Sawyer, PLEASE don't put your mouth on that bench!
They call me Squints.
If you look real close, you can see our little truck in the big city.
After our little walk, we drove around some of the neighborhoods of the city, including Chinatown, North Beach, and the area near the Presidio, admiring the architecture and the use of space in the city. We had a good view of fog rolling in on the Golden Gate bridge before we turned to head south toward Palo Alto. Our main reason for visiting Palo Alto was to take a look at the campus of Stanford University. Certainly it is a “reach” school for Tyson as far as law programs are concerned, but while we were in the area we wanted to take a look.

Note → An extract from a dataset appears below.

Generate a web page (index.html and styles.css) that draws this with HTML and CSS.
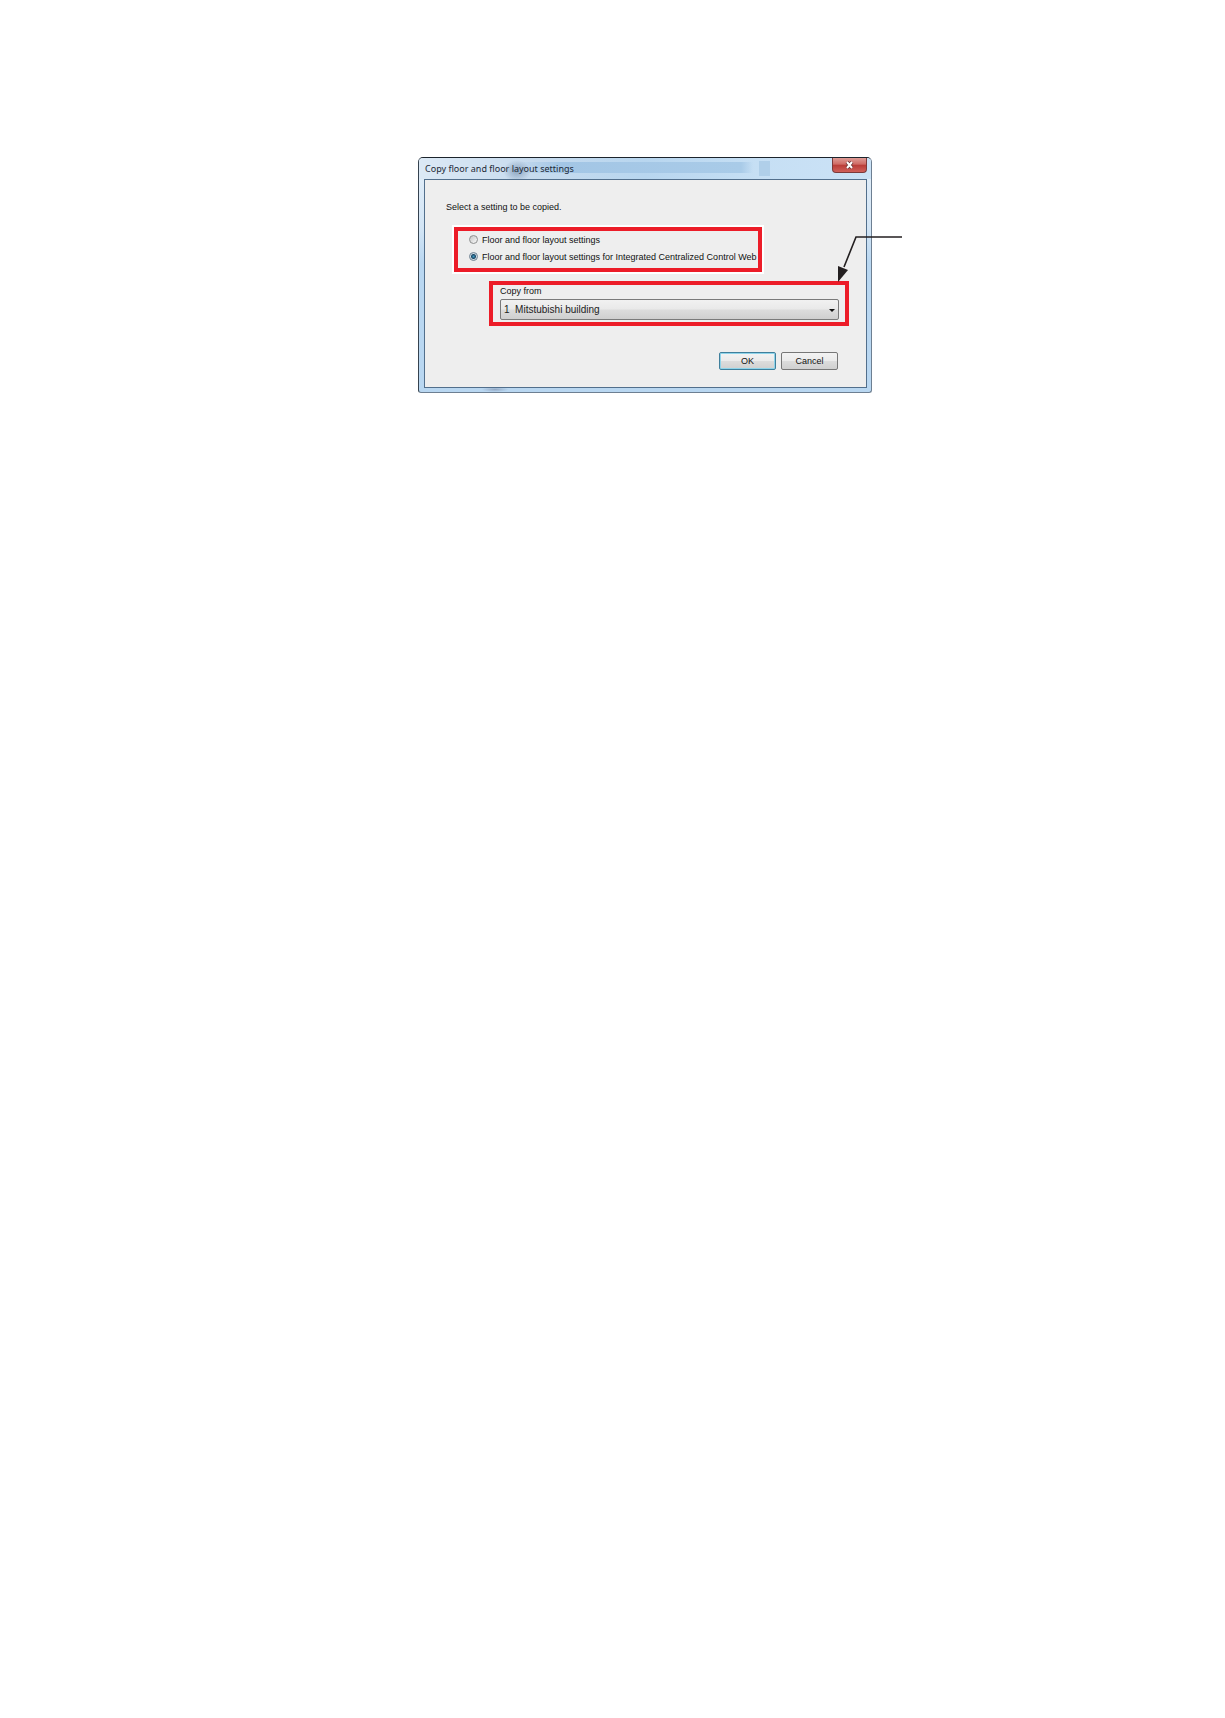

I’ve never seen a campus quite like it. It was like being on a country estate or something – the grounds are huge, with lots of open space and stately buildings. Then there are the expansive equestrian facilities, and of course, the students who keep their horses at the fancy equestrian facilities. It seemed…prestigious, rarified, insular. I’m not sure whether I liked it or not.
The above pictures of Sawyer are in reverse order. Tyson wanted to get a picture of Sawyer's hand reaching out to grab the camera.
Leaving Palo Alto, we headed west to get back to the coast. Our route was yet another incredibly windy road, this one populated by not just cars, but cyclists. I would be terrified to ride a bike on such a road – riding up the steep hills, I would be terrified that I would die of a heart attack; coming down, I would be terrified that a car would hit me. If I have to face death, I don’t want to be on a bicycle seat. Count me out for THAT little hobby. Still, this was one of the prettiest drives we had seen so far.
The next major city we arrived at was Santa Cruz, after nightfall. Even though it was just a Thursday, the streets of this surfer/college town were as busy as a Friday night. We didn’t stick around to see it on a Friday, because after a little research into the town’s ordinances, we learned it is illegal to sleep in your car in Santa Cruz, for any length of time (minutes or hours). We had to drive a little inland again to the safe haven of the Gilroy Walmart.